I offer it up to you…

Manifesto

I don’t do what I do for money.  I don’t do it for the dice-roll or the rattle and shake.  I don’t do it because I harbor some sideways mile-high delusion of grandeour.  I don’t do it for hyperbole, from hubris, or to mitigate an ever-vacant black hole.  These type of things have never really appealed.  In truth, they are not even in the vicinity of my prime mover.

The real reason is much, much simpler.

I do what I do because I feel that I have something to say.  I feel, in my heart, that there are people who need to hear it.  And I know that: if I do not get it together, no one else will.

My grandfather part raised me.  He taught me music, poetry, philosophy and chess.  He died when I was thirteen years old.  I saw the black-wing skull-eye claw-toothed raven with my own eyes and, as simply as that, my childhood was over.

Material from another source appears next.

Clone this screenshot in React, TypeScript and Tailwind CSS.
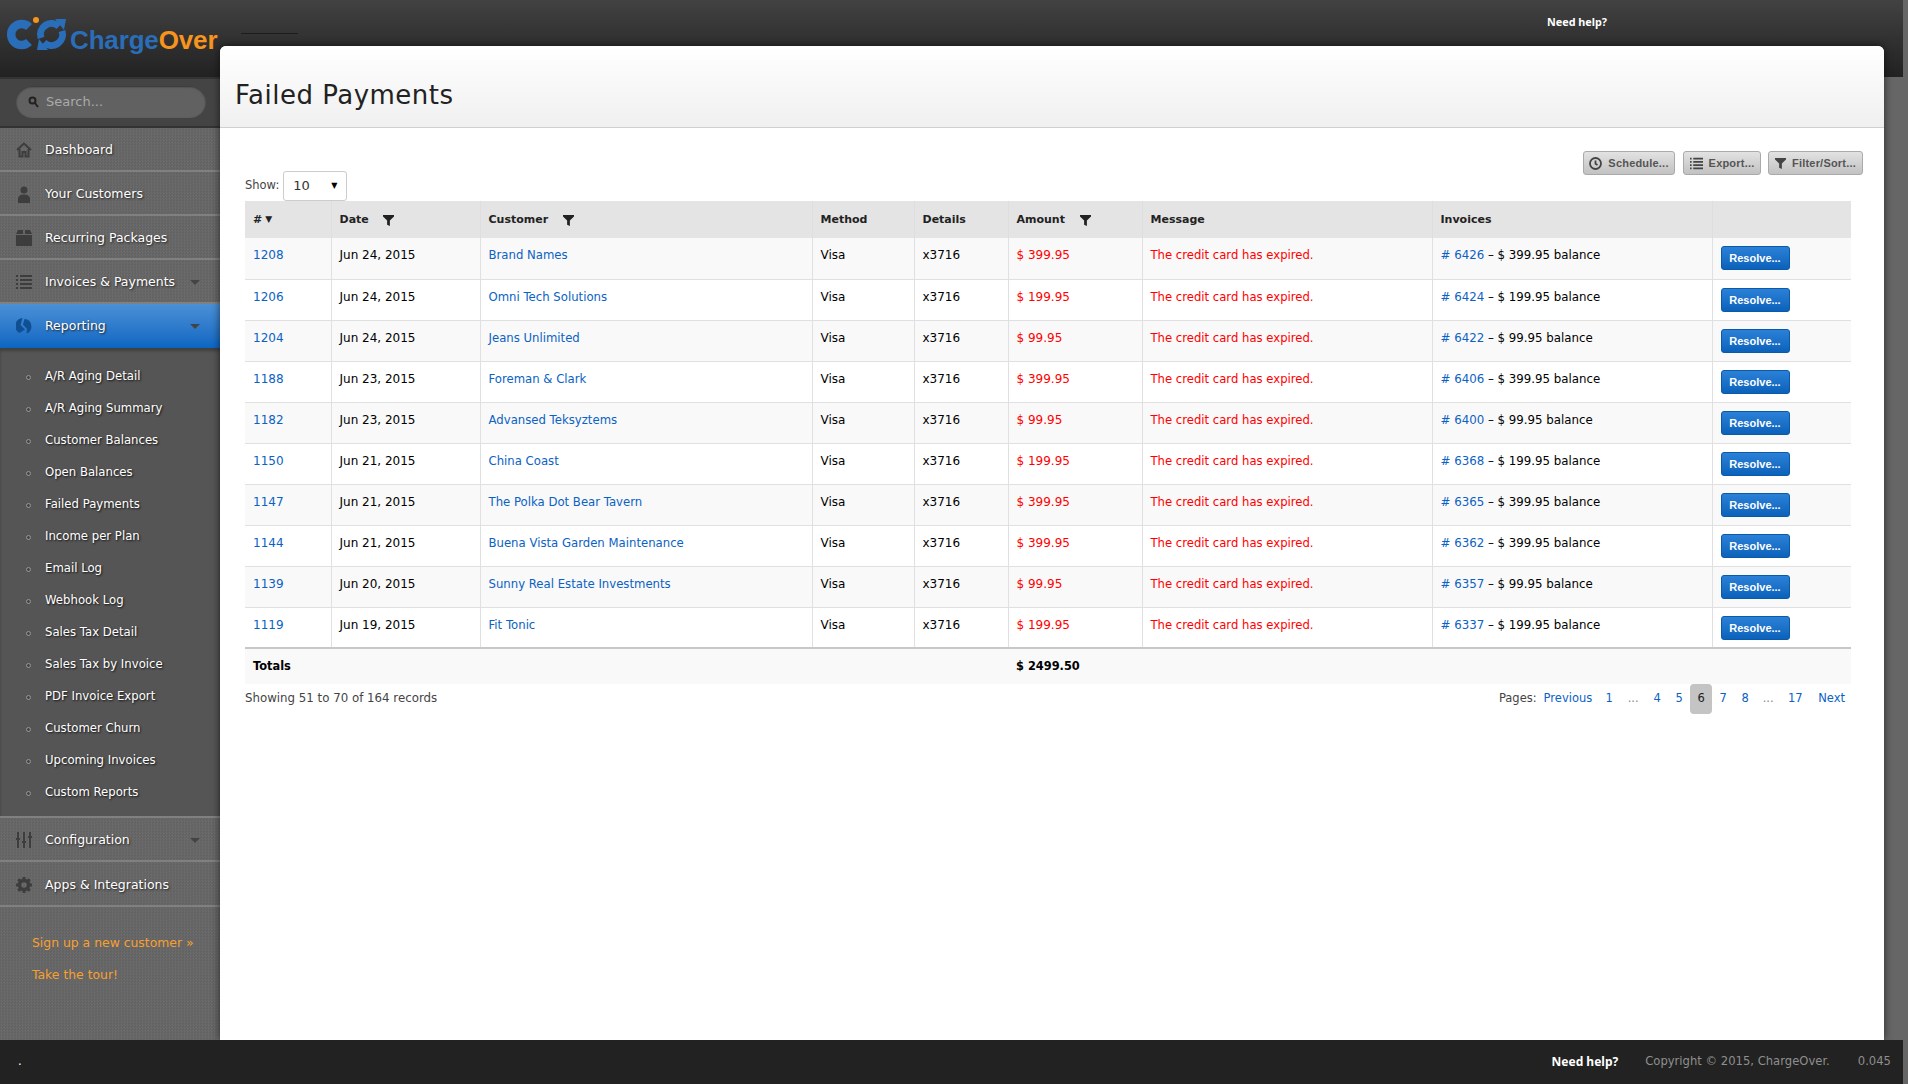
import { ReactNode } from 'react'

type Payment = {
  id: string
  date: string
  customer: string
  amount: string
  invoice: string
}

const payments: Payment[] = [
  { id: '1208', date: 'Jun 24, 2015', customer: 'Brand Names', amount: '399.95', invoice: '6426' },
  { id: '1206', date: 'Jun 24, 2015', customer: 'Omni Tech Solutions', amount: '199.95', invoice: '6424' },
  { id: '1204', date: 'Jun 24, 2015', customer: 'Jeans Unlimited', amount: '99.95', invoice: '6422' },
  { id: '1188', date: 'Jun 23, 2015', customer: 'Foreman & Clark', amount: '399.95', invoice: '6406' },
  { id: '1182', date: 'Jun 23, 2015', customer: 'Advansed Teksyztems', amount: '99.95', invoice: '6400' },
  { id: '1150', date: 'Jun 21, 2015', customer: 'China Coast', amount: '199.95', invoice: '6368' },
  { id: '1147', date: 'Jun 21, 2015', customer: 'The Polka Dot Bear Tavern', amount: '399.95', invoice: '6365' },
  { id: '1144', date: 'Jun 21, 2015', customer: 'Buena Vista Garden Maintenance', amount: '399.95', invoice: '6362' },
  { id: '1139', date: 'Jun 20, 2015', customer: 'Sunny Real Estate Investments', amount: '99.95', invoice: '6357' },
  { id: '1119', date: 'Jun 19, 2015', customer: 'Fit Tonic', amount: '199.95', invoice: '6337' },
]

const reports = [
  'A/R Aging Detail',
  'A/R Aging Summary',
  'Customer Balances',
  'Open Balances',
  'Failed Payments',
  'Income per Plan',
  'Email Log',
  'Webhook Log',
  'Sales Tax Detail',
  'Sales Tax by Invoice',
  'PDF Invoice Export',
  'Customer Churn',
  'Upcoming Invoices',
  'Custom Reports',
]

const HomeIcon = () => (
  <svg width="16" height="16" viewBox="0 0 16 16" fill="none" stroke="#3d3d3d" strokeWidth="2">
    <path d="M1 8 8 1.5 15 8M3.5 7v7.5h3V10h3v4.5h3V7" />
  </svg>
)

const UserIcon = () => (
  <svg width="16" height="17" viewBox="0 0 16 17" fill="#3d3d3d">
    <circle cx="8" cy="4" r="3.5" />
    <path d="M2 17v-4c0-3 2-4.5 6-4.5s6 1.500 6 4.500v4z" />
  </svg>
)

const BoxIcon = () => (
  <svg width="16" height="16" viewBox="0 0 16 16" fill="#3d3d3d">
    <path d="M2 0h5v4H0zM9 0h5l2 4H9zM0 5h16v11H0z" />
  </svg>
)

const ListIcon = ({ color = '#3d3d3d', size = 16 }: { color?: string; size?: number }) => (
  <svg width={size} height={size} viewBox="0 0 16 16" fill={color}>
    <path d="M0 1h2v2H0zM4 1h12v2H4zM0 5h2v2H0zM4 5h12v2H4zM0 9h2v2H0zM4 9h12v2H4zM0 13h2v2H0zM4 13h12v2H4z" />
  </svg>
)

const PieIcon = () => (
  <svg width="16" height="16" viewBox="0 0 16 16" fill="#0f4f92">
    <path d="M6.500 0 4.500 7 9 11.500 3.500 15A8 8 0 0 1 6.500 0z" />
    <path d="M8.500 1A7.500 7.500 0 0 1 10.500 15.500L11 11 7 6.500z" />
  </svg>
)

const SlidersIcon = () => (
  <svg width="16" height="16" viewBox="0 0 16 16" fill="#3d3d3d">
    <path d="M1 0h2v16H1zM7 0h2v16H7zM13 0h2v16h-2zM0 6h4v2H0zM6 9h4v2H6zM12 4h4v2h-4z" />
  </svg>
)

const GearIcon = () => (
  <svg width="16" height="16" viewBox="0 0 16 16">
    <circle cx="8" cy="8" r="4.500" fill="none" stroke="#3d3d3d" strokeWidth="3.500" />
    <path
      d="M8 0v16M0 8h16M2.300 2.300l11.400 11.400M13.700 2.300 2.300 13.700"
      stroke="#3d3d3d"
      strokeWidth="3"
      strokeDasharray="3 10 3 0"
    />
  </svg>
)

const Caret = () => (
  <span className="ml-auto mr-[20px] h-0 w-0 border-x-[5px] border-t-[5px] border-x-transparent border-t-[#444]" />
)

const Funnel = ({ color = '#222', size = 11 }: { color?: string; size?: number }) => (
  <svg width={size} height={size} viewBox="0 0 12 12" fill={color}>
    <path d="M0 0h12v1.500L7.500 6v6l-3-1.500V6L0 1.500z" />
  </svg>
)

const ClockIcon = () => (
  <svg width="13" height="13" viewBox="0 0 13 13" fill="none" stroke="#444" strokeWidth="1.800">
    <circle cx="6.500" cy="6.500" r="5.500" />
    <path d="M6.500 3.500v3.200l2 1.300" />
  </svg>
)

const Logo = () => (
  <div className="flex items-start pl-[5px] pt-[17px]">
    <svg width="62" height="34" viewBox="0 0 62 34" fill="none" className="shrink-0">
      <path d="M24 10A10.500 10.500 0 1 0 24 25" stroke="#2a6db8" strokeWidth="8.500" />
      <circle cx="31" cy="3" r="3" fill="#f7941e" />
      <path d="M36 21A11 11 0 0 1 54 9.500" stroke="#2a6db8" strokeWidth="7" />
      <path d="M57 14A11 11 0 0 1 39 25.500" stroke="#2a6db8" strokeWidth="7" />
      <path d="M50 2h11l-2 11zM43 33H32l2-11z" fill="#2a6db8" />
    </svg>
    <span className="ml-[3px] mt-[8px] font-['Liberation_Sans'] text-[26px] leading-[30px] font-bold tracking-[-0.15px] text-[#2a6db8]">
      Charge<span className="text-[#f7941e]">Over</span>
    </span>
  </div>
)

const NavItem = ({
  icon,
  label,
  caret,
  active,
}: {
  icon: ReactNode
  label: string
  caret?: boolean
  active?: boolean
}) => (
  <div
    className={
      active
        ? 'flex h-[44px] items-center bg-gradient-to-b from-[#4a90d6] to-[#0a66c2] pl-[16px] text-[12.5px] text-white [text-shadow:1px_1px_2px_#222]'
        : 'flex h-[44px] items-center border-b-2 border-b-[#808080] bg-[repeating-conic-gradient(#6a6a6a_0_25%,#626262_0_50%)] bg-[length:3px_3px] pl-[16px] pt-[2px] text-[12.5px] text-white [text-shadow:1px_1px_2px_#222]'
    }
  >
    <span className="flex w-[29px] shrink-0 items-center">{icon}</span>
    <span>{label}</span>
    {caret && <Caret />}
  </div>
)

const ToolButton = ({ icon, label, width }: { icon: ReactNode; label: string; width: string }) => (
  <button
    className={`flex h-[24px] ${width} items-center justify-center gap-[6px] rounded-[3px] border border-[#aaa] bg-gradient-to-b from-[#e2e2e2] to-[#c2c2c2] font-['Liberation_Sans'] text-[11px] font-bold tracking-[0.2px] text-[#555]`}
  >
    {icon}
    {label}
  </button>
)

const Th = ({ children, filter, gap }: { children?: ReactNode; filter?: boolean; gap?: string }) => (
  <th className="border-r border-r-[#dedede] px-[8px] pt-[1px] text-left align-middle text-[11px] font-bold text-[#222] last:border-r-0">
    <span className="flex items-center">
      {children}
      {filter && (
        <span className={gap}>
          <Funnel />
        </span>
      )}
    </span>
  </th>
)

const Td = ({ children, className = '' }: { children?: ReactNode; className?: string }) => (
  <td className={`border-r border-b border-[#e0e0e0] px-[8px] pt-[8px] align-top leading-[18px] last:border-r-0 ${className}`}>
    {children}
  </td>
)

export default function App() {
  return (
    <div className="flex h-screen w-full flex-col overflow-hidden bg-[#666] font-['DejaVu_Sans',sans-serif] text-[12px] text-black">
      <header className="mr-[5px] flex h-[77px] shrink-0 bg-gradient-to-b from-[#424242] to-[#222]">
        <div className="w-[241px] shrink-0">
          <Logo />
        </div>
        <div className="mt-[33px] h-px w-[57px] bg-[#1c1c1c]" />
        <span className="ml-[1249px] mt-[14px] font-['Noto_Sans'] text-[10.8px] font-bold text-white">Need help?</span>
      </header>

      <div className="flex min-h-0 flex-1">
        <aside className="flex w-[220px] shrink-0 flex-col bg-[repeating-conic-gradient(#6a6a6a_0_25%,#626262_0_50%)] bg-[length:3px_3px]">
          <div className="h-[51px] border-y-2 border-[#333] bg-[#444] pl-[16px] pr-[14px] pt-[7px]">
            <div className="flex h-[32px] items-center rounded-full bg-[#616161] pl-[12px] shadow-[inset_0_1px_2px_#333]">
              <svg width="11" height="12" viewBox="0 0 11 12" fill="none" stroke="#222" strokeWidth="2">
                <circle cx="4.500" cy="4.500" r="3" />
                <path d="M7 7l3 4" />
              </svg>
              <input
                placeholder="Search..."
                className="ml-[7px] w-[140px] bg-transparent text-[13px] outline-none placeholder:text-[#aaa]"
              />
            </div>
          </div>

          <NavItem icon={<HomeIcon />} label="Dashboard" />
          <NavItem icon={<UserIcon />} label="Your Customers" />
          <NavItem icon={<BoxIcon />} label="Recurring Packages" />
          <NavItem icon={<ListIcon />} label="Invoices & Payments" caret />
          <NavItem icon={<PieIcon />} label="Reporting" caret active />

          <ul className="flex h-[468px] flex-col bg-[#555] pt-[13px] shadow-[inset_0_3px_3px_rgba(0,0,0,0.25)]">
            {reports.map((name) => (
              <li
                key={name}
                className="flex h-[32px] shrink-0 items-center pl-[26px] text-[11.7px] text-white [text-shadow:1px_1px_2px_#111]"
              >
                <span className="mr-[14px] h-[5px] w-[5px] rounded-full border border-[#999] bg-[#444]" />
                {name}
              </li>
            ))}
          </ul>

          <div className="border-t-2 border-t-[#808080]" />
          <NavItem icon={<SlidersIcon />} label="Configuration" caret />
          <div className="h-px" />
          <NavItem icon={<GearIcon />} label="Apps & Integrations" />

          <div className="flex flex-col gap-[13px] pl-[32px] pt-[26px] text-[12.4px] leading-[19px] text-[#f7a030]">
            <span>Sign up a new customer »</span>
            <span>Take the tour!</span>
          </div>
        </aside>

        <main className="z-10 -mt-[31px] w-[1664px] shrink-0 rounded-t-[6px] bg-white shadow-[0_0_8px_rgba(0,0,0,0.6)]">
          <div className="flex h-[82px] items-center rounded-t-[6px] border-b border-b-[#d0d0d0] bg-gradient-to-b from-white to-[#f0f0f0] pl-[15px] pt-[17px]">
            <h1 className="text-[26px] font-normal tracking-[0.5px] text-[#222]">Failed Payments</h1>
          </div>

          <div className="pl-[25px]">
            <div className="mt-[23px] flex h-[24px] justify-end gap-[7px] pr-[21px]">
              <ToolButton icon={<ClockIcon />} label="Schedule..." width="w-[92px]" />
              <ToolButton icon={<ListIcon color="#444" size={13} />} label="Export..." width="ml-[1px] w-[78px]" />
              <ToolButton icon={<Funnel color="#444" />} label="Filter/Sort..." width="w-[95px]" />
            </div>

            <div className="-mt-[4px] flex h-[30px] items-center text-[#444]">
              <span className="mr-[4px] text-[11.5px]">Show:</span>
              <div className="flex h-[30px] w-[64px] items-center justify-between rounded-[3px] border border-[#ccc] bg-white pl-[9px] pr-[9px] text-[13px] text-[#333]">
                10
                <span className="text-[8px] text-black">▼</span>
              </div>
            </div>

            <table className="w-[1606px] table-fixed border-collapse">
              <colgroup>
                <col className="w-[86px]" />
                <col className="w-[149px]" />
                <col className="w-[332px]" />
                <col className="w-[102px]" />
                <col className="w-[94px]" />
                <col className="w-[134px]" />
                <col className="w-[290px]" />
                <col className="w-[280px]" />
                <col className="w-[139px]" />
              </colgroup>
              <thead>
                <tr className="h-[37px] bg-[#e4e4e4]">
                  <Th>
                    # <span className="ml-[3px] text-[9px]">▼</span>
                  </Th>
                  <Th filter gap="ml-[14px]">
                    Date
                  </Th>
                  <Th filter gap="ml-[15px]">
                    Customer
                  </Th>
                  <Th>Method</Th>
                  <Th>Details</Th>
                  <Th filter gap="ml-[15px]">
                    Amount
                  </Th>
                  <Th>Message</Th>
                  <Th>Invoices</Th>
                  <Th />
                </tr>
              </thead>
              <tbody>
                {payments.map((p, i) => (
                  <tr key={p.id} className={i % 2 === 0 ? 'h-[41px] bg-[#f9f9f9]' : 'h-[41px] bg-white'}>
                    <Td className="text-[#0b62c4]">{p.id}</Td>
                    <Td>{p.date}</Td>
                    <Td className="text-[11.7px] text-[#0b62c4]">{p.customer}</Td>
                    <Td>Visa</Td>
                    <Td>x3716</Td>
                    <Td className="text-[#f00]">$ {p.amount}</Td>
                    <Td className="text-[11.65px] text-[#f00]">The credit card has expired.</Td>
                    <Td className="text-[11.8px]">
                      <span className="text-[#0b62c4]"># {p.invoice}</span> – $ {p.amount} balance
                    </Td>
                    <Td>
                      <button className="block h-[24px] w-[69px] rounded-[3px] border border-[#0b5aa8] bg-gradient-to-b from-[#2b80d8] to-[#0a62ba] font-['Liberation_Sans'] text-[11px] font-bold text-white">
                        Resolve...
                      </button>
                    </Td>
                  </tr>
                ))}
                <tr className="h-[36px] border-t-2 border-t-[#c8c8c8] bg-[#f9f9f9] text-[11.4px]">
                  <td colSpan={5} className="px-[8px] font-bold">
                    Totals
                  </td>
                  <td colSpan={4} className="px-[8px] font-bold">
                    $ 2499.50
                  </td>
                </tr>
              </tbody>
            </table>

            <div className="flex h-[30px] w-[1606px] items-center justify-between text-[11.8px] text-[#444]">
              <span>Showing 51 to 70 of 164 records</span>
              <div className="flex h-full items-center pr-[6px] text-[11.5px] text-[#0b62c4]">
                <span className="mr-[7px] text-[#444]">Pages:</span>
                <span className="mr-[6px]">Previous</span>
                <span className="flex w-[22px] justify-center">1</span>
                <span className="flex w-[26px] justify-center text-[#888]">...</span>
                <span className="flex w-[22px] justify-center">4</span>
                <span className="flex w-[22px] justify-center">5</span>
                <span className="flex h-full w-[22px] items-center justify-center rounded-[4px] bg-[#c4c4c4] text-[#222]">
                  6
                </span>
                <span className="flex w-[22px] justify-center">7</span>
                <span className="flex w-[22px] justify-center">8</span>
                <span className="flex w-[24px] justify-center text-[#888]">...</span>
                <span className="flex w-[30px] justify-center">17</span>
                <span className="ml-[8px]">Next</span>
              </div>
            </div>
          </div>
        </main>
      </div>

      <footer className="z-20 mr-[5px] flex h-[44px] shrink-0 items-center bg-[#222] pr-[12px] text-[11.6px] text-[#8f8f8f]">
        <span className="ml-[18px] text-white">.</span>
        <span className="ml-auto font-['Noto_Sans'] text-[12px] font-bold text-white">Need help?</span>
        <span className="ml-[27px]">Copyright © 2015, ChargeOver.</span>
        <span className="ml-[28px]">0.045</span>
      </footer>
    </div>
  )
}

I understood that this was a finite deal.  That: there would be an end, there would be a reckoning and, at some point, I would be lying on my own deathbed.  And, at that moment, I would either be: filled with some measure of satisfaction, or harboring a spirit screaming; being torn apart, relentless vicious and all pain by a sky-high black tidal wave of regret.  That there was a choice that I could make that would mean the difference between: enjoying a degree of peace in my passing, or spending my last moments on this earth facing down an unstoppable, inexorable, world-tide of pain-absolute, set in motion from the crack splinter and fail of the countless false dams I had been forced to construct in order to warp and twist my heart around a barbed wire path that was not my own.

Everything became very clear.  And that choice (the choice of what to do with the time and energy of my life) seemed, in the best possible way, like no choice at all.

Because, at the root, I do what I do for a kind of love.  At least, my idea of what a real love is.  Something so deep and far reaching that is almost a kind of madness.  A devotion, religious in it’s fervor, epic in it’s scope, and fathomless in it’s depth.  Something to be fetished, day after day, month after month, and year after year, purely for the act of the worship itself.  A love that forms a sacrificial altar upon which all the inconsequential distractions and minutiae of life can be blood-let and transmuted into something which shines as truly your own; unique, perfect and timeless.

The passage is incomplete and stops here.